Of course, with such growth there are growing pains. Technology began thinning out job market sectors and new delivery options for receiving our information, slowly killing off the old delivery methods and vehicles. And, not learning our lessons from the Great Depression of the 1920s and 1930s, we once again lived lavishly and greedily on credit that we didn’t have the capability to afford, and are paying for it with the current economic crisis we carry into this new decade.

This past decade we lost some very iconic figures: Steve Allen, Jack Paar and Johnny Carson...the first three hosts of the Tonight Show on NBC…as well as Carson’s sidekick Ed McMahon, Charles Schultz, Tom Landry, Chet Atkins, Carroll O’Connor, Ted Williams, Ann Landers, Johnny Cash, Bob Hope, Mr. Rogers, Rodney Dangerfield, Julia Child, Marlon Brando, Ray Charles, “Captain Kangaroo” Bob Keeshan, Johnny Ramone, Richard Pryor, Bob Denver, Pope John Paul II, Sandra Dee, James Brown, Don Knotts, Billy Preston, Ronald Reagan, Gerald Ford, Evil Knievel, Bo Diddley, George Carlin, Hunter S. Thompson, Tim Russert, Farrah Fawcett, Michael Jackson, Ted Kennedy and Gidget the Taco Bell Chihuahua.

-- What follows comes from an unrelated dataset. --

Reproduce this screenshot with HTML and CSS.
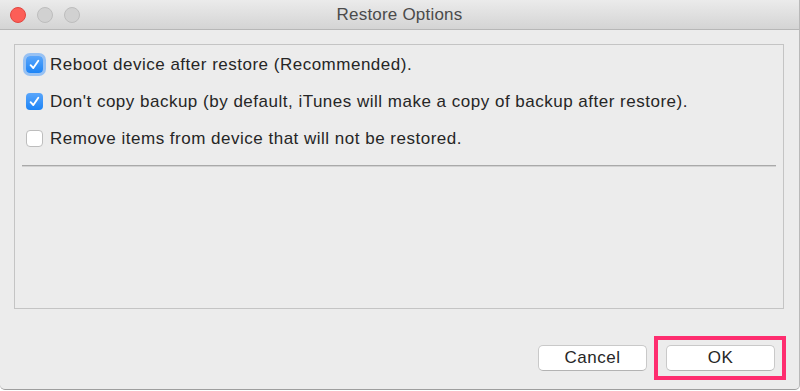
FILE: index.html
```html
<!DOCTYPE html>
<html>
<head>
<meta charset="utf-8">
<link rel="stylesheet" href="styles.css">
</head>
<body>
<div class="window">
  <div class="titlebar">
    <div class="lights">
      <span class="light red"></span>
      <span class="light gray"></span>
      <span class="light gray"></span>
    </div>
    <div class="title">Restore Options</div>
    <div class="spacer"></div>
  </div>
  <div class="content">
    <div class="panel">
      <div class="options">
        <label class="option">
          <span class="check on focus"><svg viewBox="0 0 17 17" width="17" height="17"><path d="M4.6 9.2 L7.3 12 L12.3 4.8" fill="none" stroke="#fff" stroke-width="1.9" stroke-linecap="round" stroke-linejoin="round"/></svg></span>
          <span class="text">Reboot device after restore (Recommended).</span>
        </label>
        <label class="option">
          <span class="check on"><svg viewBox="0 0 17 17" width="17" height="17"><path d="M4.6 9.2 L7.3 12 L12.3 4.8" fill="none" stroke="#fff" stroke-width="1.9" stroke-linecap="round" stroke-linejoin="round"/></svg></span>
          <span class="text">Don't copy backup (by default, iTunes will make a copy of backup after restore).</span>
        </label>
        <label class="option">
          <span class="check off"></span>
          <span class="text">Remove items from device that will not be restored.</span>
        </label>
      </div>
      <div class="separator"></div>
    </div>
    <div class="buttons">
      <button class="btn">Cancel</button>
      <div class="ok-wrap">
        <button class="btn">OK</button>
        <div class="highlight"></div>
      </div>
    </div>
  </div>
</div>
</body>
</html>
```

FILE: styles.css
```css
html, body {
  margin: 0;
  padding: 0;
  background: #ffffff;
}
body {
  font-family: "Liberation Sans", Arial, sans-serif;
  color: #262626;
}
.window {
  width: 800px;
  height: 390px;
  box-sizing: border-box;
  background: #ececec;
  border-right: 1px solid #b9b9b9;
  border-bottom: 1px solid #9e9e9e;
  border-radius: 0 0 5px 5px;
  display: flex;
  flex-direction: column;
  overflow: hidden;
}
.titlebar {
  height: 30px;
  box-sizing: border-box;
  border-bottom: 1px solid #b7b7b7;
  background: linear-gradient(#ebebeb, #d4d4d4);
  display: grid;
  grid-template-columns: 1fr auto 1fr;
  align-items: center;
}
.lights {
  display: flex;
  gap: 11px;
  padding-left: 10px;
}
.light {
  width: 16px;
  height: 16px;
  box-sizing: border-box;
  border-radius: 50%;
}
.light.red {
  background: #fc5e57;
  border: 1px solid #e2463f;
}
.light.gray {
  background: #d1d1d1;
  border: 1px solid #bdbdbd;
}
.title {
  font-size: 17px;
  letter-spacing: 0.2px;
  color: #4b4b4b;
}
.content {
  padding: 14px 15px 0 14px;
  display: flex;
  flex-direction: column;
}
.panel {
  height: 265px;
  box-sizing: border-box;
  border: 1px solid #c4c4c4;
  padding: 11px 7px 0 7px;
}
.options {
  display: flex;
  flex-direction: column;
  gap: 20px;
  padding-left: 4px;
}
.option {
  display: flex;
  align-items: center;
  gap: 7px;
  height: 17px;
  font-size: 17px;
  letter-spacing: 0.5px;
}
.check {
  width: 17px;
  height: 17px;
  box-sizing: border-box;
  border-radius: 4px;
  flex: none;
  display: flex;
}
.check.on {
  background: linear-gradient(#5aa6fb, #1c84f6);
}
.check.focus {
  box-shadow: 0 0 0 3px #97c1f3;
}
.check.off {
  background: #ffffff;
  border: 1px solid #bdbdbd;
}
.separator {
  margin-top: 18px;
  height: 1px;
  background: #a9a9a9;
  border-bottom: 1px solid #d2d2d2;
}
.buttons {
  display: flex;
  justify-content: flex-end;
  gap: 19px;
  margin-top: 36px;
  padding-right: 9px;
}
.btn {
  width: 109px;
  height: 26px;
  background: #ffffff;
  border: 1px solid #c9c9c9;
  border-bottom-color: #b3b3b3;
  border-radius: 5px;
  font-family: "Liberation Sans", Arial, sans-serif;
  font-size: 17px;
  letter-spacing: 0.5px;
  color: #262626;
  padding: 0;
}
.ok-wrap {
  position: relative;
  display: flex;
}
.highlight {
  position: absolute;
  left: -12px;
  right: -11px;
  top: -9px;
  bottom: -9px;
  border: 4px solid #fe2d6f;
}
```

This past decade we also said goodbye to VHS tape, Analog TV, Kodachrome, Montgomery Wards, Woolworths and Farmer Jack (and “It’s Farmer Jack Saving Time”), In their place said we said hello to Blu-Ray DVDs, DTV and satellite TV options to cable, proliferation of digital cameras everywhere, and the rise of Kroger and WalMart. A lot of the “old guard” media outlets and delivery methods hit rough times this past decade as well; broadcast TV, terrestrial radio, the Compact Disc, newspapers and magazines…seeing numerous closures, bankruptcies, lawsuits and changes in programming, staff numbers and outlooks.

And now, time marches on as we enter a New Year and a new decade. We have elected the first black president and it seems we are moving forward into new territories with a unique mixture of hope, despair, sadness, frustration and doubt. Terrorism is still very much on our minds with the recent bomb attempt on Christmas Day on a plane landing at Detroit Metro Airport. The economy is still heavy on our minds with high unemployment, foreclosures, and a looming debt load.

However, the New Year and new decade also brings with it new hope; a fresh start to begin to enact positive changes for ourselves and others. Can we rise to this occasion? I know I will give it my best shot to do so. Recently a very good friend shared a quote from Walt Disney that will be my mantra for making 2010 the best year and decade ever:

“All our dreams can come true – if we have the courage to pursue them”

A very Happy New Year and New Decade to you all! May you have the courage in 2010 to dream and hope for all the best this year and for new beginnings and better days! May you always have food for your table, water to quench your thirst, a place to hang your hat, and a year filled with smiles, laughter and love.